Darkly colored computer-rendered graphics replace the more traditional comic-looking pixel art of the previous games. Kingpin, Venom, and company are gone, replaced with HYDRA and the New Enforcers (possibly due to conflicting licensing issues with Acclaim, who were also releasing Spider-Man games on Sega consoles at this time), and the whole thing feels slightly cyberpunky I guess a little bit. The basic plot of the game involves HYDRA putting up a giant laser net thing above Manhattan and also kidnapping Daredevil for some reason. Spider-Man has to stop them by destroying electric generators (each guarded by a member of the New Enforcers) and rescuing Daredevil by punching the cage he’s in to death during the first level, which enables players to summon The Man Without Fear as a sort of smart bomb attack from the Pause menu provided they have enough Daredevil coins. Destroying the laser net only takes up three of the game’s five levels; the rest of them are dedicated to Spidey storming a HYDRA ship and fortress to attack them head-on. It’s a strange game for a strange piece of hardware, but there’s some bright spots to it – the graphics can look nice at times, especially in the opening level, the web swinging feels pretty great even though Spidey’s overall moveset has been severely toned down compared to his previous Sega CD outing, and, as far as I could tell, it is the only Marvel videogame to contain the character Thermite. Glen Orbik’s painting for Web of Fire‘s box art deserves a special mention too – it’s absolutely stunning.

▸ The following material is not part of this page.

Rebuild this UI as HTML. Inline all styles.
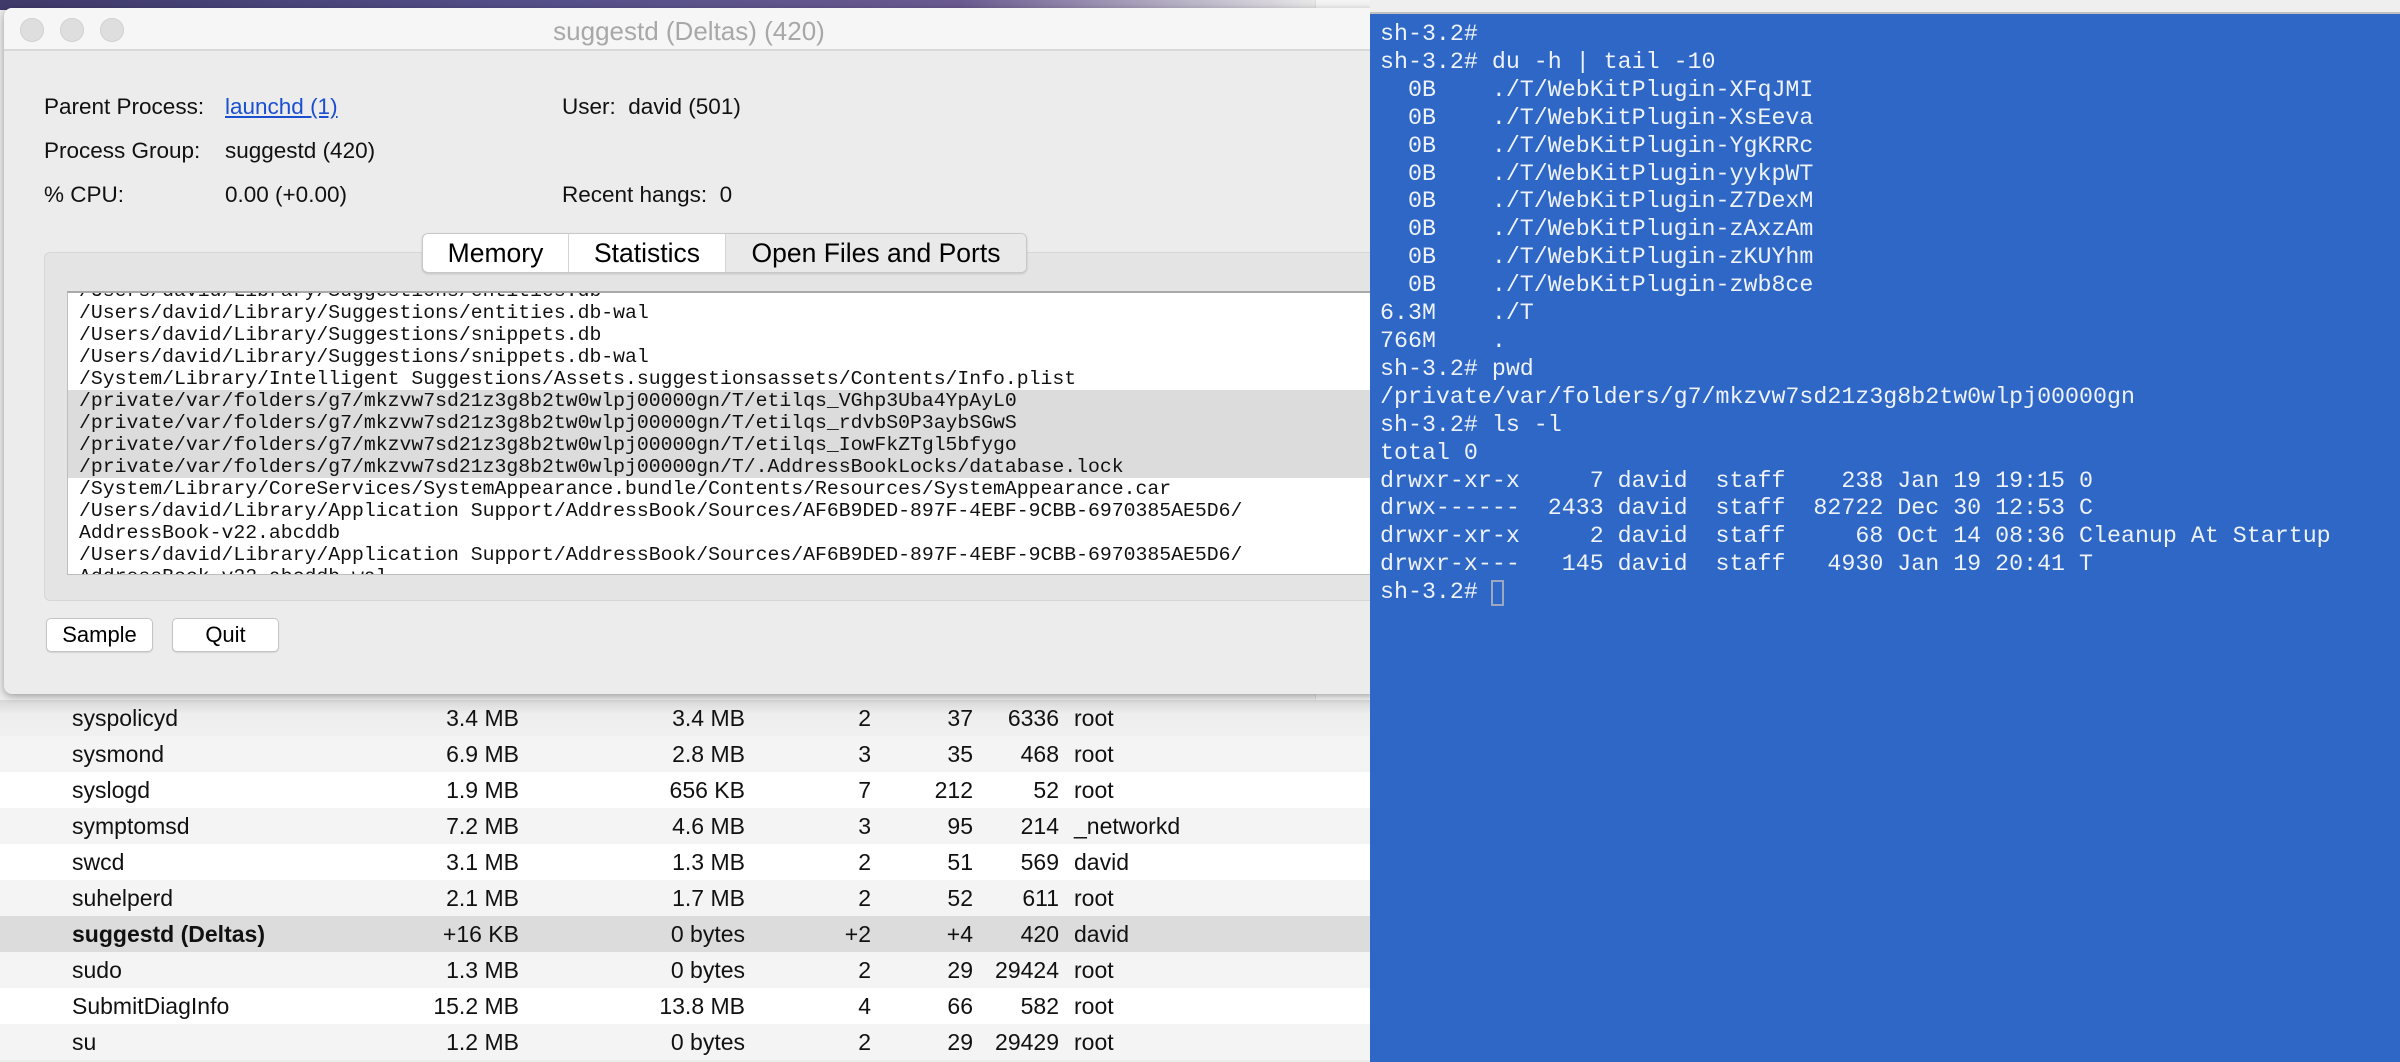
<!DOCTYPE html>
<html><head><meta charset="utf-8"><style>
*{margin:0;padding:0;box-sizing:border-box}
body{width:2400px;height:1062px;overflow:hidden;position:relative;background:#ececec;font-family:"Liberation Sans",sans-serif}
.abs{position:absolute}
.desk{left:0;top:0;width:1370px;height:10px;background:linear-gradient(90deg,#3f3a6a,#55508a 40%,#6a5a90 70%,#e8e8e8 96%)}
.win{left:4px;top:8px;width:1370px;height:686px;background:#ececec;border-radius:8px 0 0 8px;box-shadow:0 2px 8px rgba(0,0,0,.35)}
.tb{left:0;top:0;width:100%;height:43px;background:#f6f6f6;border-bottom:2px solid #d8d8d8;border-radius:8px 0 0 0}
.tl{width:24px;height:24px;border-radius:50%;background:#dedede;border:1px solid #d0d0d0;top:10px}
.title{left:0;width:1370px;top:8px;text-align:center;color:#a8a8a8;font-size:26px}
.lbl{font-size:22.5px;color:#111;line-height:24px}
.tabs{left:418px;top:225px;width:605px;height:40px;background:#fff;border:1px solid #c8c8c8;border-radius:6px;box-shadow:0 1px 2px rgba(0,0,0,.15);display:flex;font-size:26.5px;overflow:hidden;z-index:2}
.tabs div{height:100%;line-height:38px;text-align:center}
.grp{left:40px;top:244px;width:1340px;height:349px;background:#e4e4e4;border:1px solid #d6d6d6;border-radius:6px}
.ta{left:63px;top:283px;width:1310px;height:284px;background:#fff;border:1px solid #bdbdbd;border-top:2px solid #aaa;overflow:hidden}
.ta pre{font-family:"Liberation Mono",monospace;font-size:19.8px;line-height:22px;color:#111;margin-top:-13px;padding-left:11px}
.hl{background:#dcdcdc;display:block;margin-left:-11px;padding-left:11px}
.btn{height:34px;background:#fff;border:1px solid #c4c4c4;border-radius:5px;font-size:22px;text-align:center;line-height:32px;box-shadow:0 1px 1px rgba(0,0,0,.1)}
.rows{left:0;top:700px;width:1370px}
.row{height:36px;position:relative;font-size:23px;color:#111;line-height:36px}
.row span{position:absolute}
.r{text-align:right}
.term{left:1370px;top:0;width:1030px;height:1062px;background:#2e67c6}
.ttb{left:0;top:0;width:100%;height:14px;background:#efefef;border-bottom:2px solid #c0c0c0}
.term pre{position:absolute;left:10px;top:21px;font-family:"Liberation Mono",monospace;font-size:23.3px;line-height:27.9px;color:#eef2fa}
</style></head><body>
<div class="abs desk"></div>
<div class="abs" style="left:1315px;top:0;width:55px;height:700px;background:#f4f4f4;border-left:1px solid #ddd"></div>
<div class="abs rows">
<div class="row" style="background:linear-gradient(#d8d8d8,#eeeeee 40%,#f0f0f0)"><span style="left:72px">syspolicyd</span><span class="r" style="right:851px">3.4 MB</span><span class="r" style="right:625px">3.4 MB</span><span class="r" style="right:499px">2</span><span class="r" style="right:397px">37</span><span class="r" style="right:311px">6336</span><span style="left:1074px">root</span></div>
<div class="row" style="background:#f4f4f4"><span style="left:72px">sysmond</span><span class="r" style="right:851px">6.9 MB</span><span class="r" style="right:625px">2.8 MB</span><span class="r" style="right:499px">3</span><span class="r" style="right:397px">35</span><span class="r" style="right:311px">468</span><span style="left:1074px">root</span></div>
<div class="row" style="background:#fff"><span style="left:72px">syslogd</span><span class="r" style="right:851px">1.9 MB</span><span class="r" style="right:625px">656 KB</span><span class="r" style="right:499px">7</span><span class="r" style="right:397px">212</span><span class="r" style="right:311px">52</span><span style="left:1074px">root</span></div>
<div class="row" style="background:#f4f4f4"><span style="left:72px">symptomsd</span><span class="r" style="right:851px">7.2 MB</span><span class="r" style="right:625px">4.6 MB</span><span class="r" style="right:499px">3</span><span class="r" style="right:397px">95</span><span class="r" style="right:311px">214</span><span style="left:1074px">_networkd</span></div>
<div class="row" style="background:#fff"><span style="left:72px">swcd</span><span class="r" style="right:851px">3.1 MB</span><span class="r" style="right:625px">1.3 MB</span><span class="r" style="right:499px">2</span><span class="r" style="right:397px">51</span><span class="r" style="right:311px">569</span><span style="left:1074px">david</span></div>
<div class="row" style="background:#f4f4f4"><span style="left:72px">suhelperd</span><span class="r" style="right:851px">2.1 MB</span><span class="r" style="right:625px">1.7 MB</span><span class="r" style="right:499px">2</span><span class="r" style="right:397px">52</span><span class="r" style="right:311px">611</span><span style="left:1074px">root</span></div>
<div class="row" style="background:#dcdcdc"><span style="left:72px;font-weight:bold">suggestd (Deltas)</span><span class="r" style="right:851px">+16 KB</span><span class="r" style="right:625px">0 bytes</span><span class="r" style="right:499px">+2</span><span class="r" style="right:397px">+4</span><span class="r" style="right:311px">420</span><span style="left:1074px">david</span></div>
<div class="row" style="background:#f4f4f4"><span style="left:72px">sudo</span><span class="r" style="right:851px">1.3 MB</span><span class="r" style="right:625px">0 bytes</span><span class="r" style="right:499px">2</span><span class="r" style="right:397px">29</span><span class="r" style="right:311px">29424</span><span style="left:1074px">root</span></div>
<div class="row" style="background:#fff"><span style="left:72px">SubmitDiagInfo</span><span class="r" style="right:851px">15.2 MB</span><span class="r" style="right:625px">13.8 MB</span><span class="r" style="right:499px">4</span><span class="r" style="right:397px">66</span><span class="r" style="right:311px">582</span><span style="left:1074px">root</span></div>
<div class="row" style="background:#f4f4f4"><span style="left:72px">su</span><span class="r" style="right:851px">1.2 MB</span><span class="r" style="right:625px">0 bytes</span><span class="r" style="right:499px">2</span><span class="r" style="right:397px">29</span><span class="r" style="right:311px">29429</span><span style="left:1074px">root</span></div>
</div>
<div class="abs win">
 <div class="abs tb"></div>
 <div class="abs tl" style="left:16px"></div><div class="abs tl" style="left:56px"></div><div class="abs tl" style="left:96px"></div>
 <div class="abs title">suggestd (Deltas) (420)</div>
 <div class="abs lbl" style="left:40px;top:87px">Parent Process:</div>
 <div class="abs lbl" style="left:221px;top:87px;color:#1a4fd0;text-decoration:underline">launchd (1)</div>
 <div class="abs lbl" style="left:558px;top:87px">User:&nbsp; david (501)</div>
 <div class="abs lbl" style="left:40px;top:131px">Process Group:</div>
 <div class="abs lbl" style="left:221px;top:131px">suggestd (420)</div>
 <div class="abs lbl" style="left:40px;top:175px">% CPU:</div>
 <div class="abs lbl" style="left:221px;top:175px">0.00 (+0.00)</div>
 <div class="abs lbl" style="left:558px;top:175px">Recent hangs:&nbsp; 0</div>
 <div class="abs grp"></div>
 <div class="abs tabs"><div style="width:146px;border-right:1px solid #d4d4d4">Memory</div><div style="width:157px;border-right:1px solid #d4d4d4">Statistics</div><div style="flex:1;background:#e9e9e9">Open Files and Ports</div></div>
 <div class="abs ta"><pre>/Users/david/Library/Suggestions/entities.db
/Users/david/Library/Suggestions/entities.db-wal
/Users/david/Library/Suggestions/snippets.db
/Users/david/Library/Suggestions/snippets.db-wal
/System/Library/Intelligent Suggestions/Assets.suggestionsassets/Contents/Info.plist
<span class="hl">/private/var/folders/g7/mkzvw7sd21z3g8b2tw0wlpj00000gn/T/etilqs_VGhp3Uba4YpAyL0</span><span class="hl">/private/var/folders/g7/mkzvw7sd21z3g8b2tw0wlpj00000gn/T/etilqs_rdvbS0P3aybSGwS</span><span class="hl">/private/var/folders/g7/mkzvw7sd21z3g8b2tw0wlpj00000gn/T/etilqs_IowFkZTgl5bfygo</span><span class="hl">/private/var/folders/g7/mkzvw7sd21z3g8b2tw0wlpj00000gn/T/.AddressBookLocks/database.lock</span>/System/Library/CoreServices/SystemAppearance.bundle/Contents/Resources/SystemAppearance.car
/Users/david/Library/Application Support/AddressBook/Sources/AF6B9DED-897F-4EBF-9CBB-6970385AE5D6/
AddressBook-v22.abcddb
/Users/david/Library/Application Support/AddressBook/Sources/AF6B9DED-897F-4EBF-9CBB-6970385AE5D6/
AddressBook-v22.abcddb-wal</pre></div>
 <div class="abs btn" style="left:42px;top:610px;width:107px">Sample</div>
 <div class="abs btn" style="left:168px;top:610px;width:107px">Quit</div>
</div>
<div class="abs term">
 <div class="abs ttb"></div>
<pre>sh-3.2#
sh-3.2# du -h | tail -10
  0B    ./T/WebKitPlugin-XFqJMI
  0B    ./T/WebKitPlugin-XsEeva
  0B    ./T/WebKitPlugin-YgKRRc
  0B    ./T/WebKitPlugin-yykpWT
  0B    ./T/WebKitPlugin-Z7DexM
  0B    ./T/WebKitPlugin-zAxzAm
  0B    ./T/WebKitPlugin-zKUYhm
  0B    ./T/WebKitPlugin-zwb8ce
6.3M    ./T
766M    .
sh-3.2# pwd
/private/var/folders/g7/mkzvw7sd21z3g8b2tw0wlpj00000gn
sh-3.2# ls -l
total 0
drwxr-xr-x     7 david  staff    238 Jan 19 19:15 0
drwx------  2433 david  staff  82722 Dec 30 12:53 C
drwxr-xr-x     2 david  staff     68 Oct 14 08:36 Cleanup At Startup
drwxr-x---   145 david  staff   4930 Jan 19 20:41 T
sh-3.2# </pre>
 <div class="abs" style="left:121px;top:580px;width:13px;height:26px;border:2px solid #9aa8c0"></div>
</div>
</body></html>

The synopsis on the back of the box is stunning for other reasons, especially if you’re a fan of late 90’s tech-sploitation.
Web of Fire‘s really not a terrible game – its dark tone, semi-futuristic tone is a little weird compared to the rest of Sega’s Spider-Man output and, like other games of the era that used pre-rendered graphics, looks a little off on modern displays, but there are far worse Spider-Man games out there. It’s definitely worth trying but, be warned – as it was the last 32X game released, it is exorbitantly expensive. As of this writing, the lowest price copy on Amazon is $293, roughly $50ish less than the current average price on eBay.
Post-Web of Fire, Sega wouldn’t touch any Marvel franchise for over a decade, when they’d get the license to make games based on the first phase of the Marvel Cinematic Universe. Our friendly neighborhood Spider-Man would bounce around between companies like Acclaim and Capcom until 2000, when Activision scored the license and gave Tony Hawk Pro Skater devs Neversoft the chance to make Spider-Man for the original Playstation, providing the blueprint for the next decade or so of interactive Spider-Man adventures.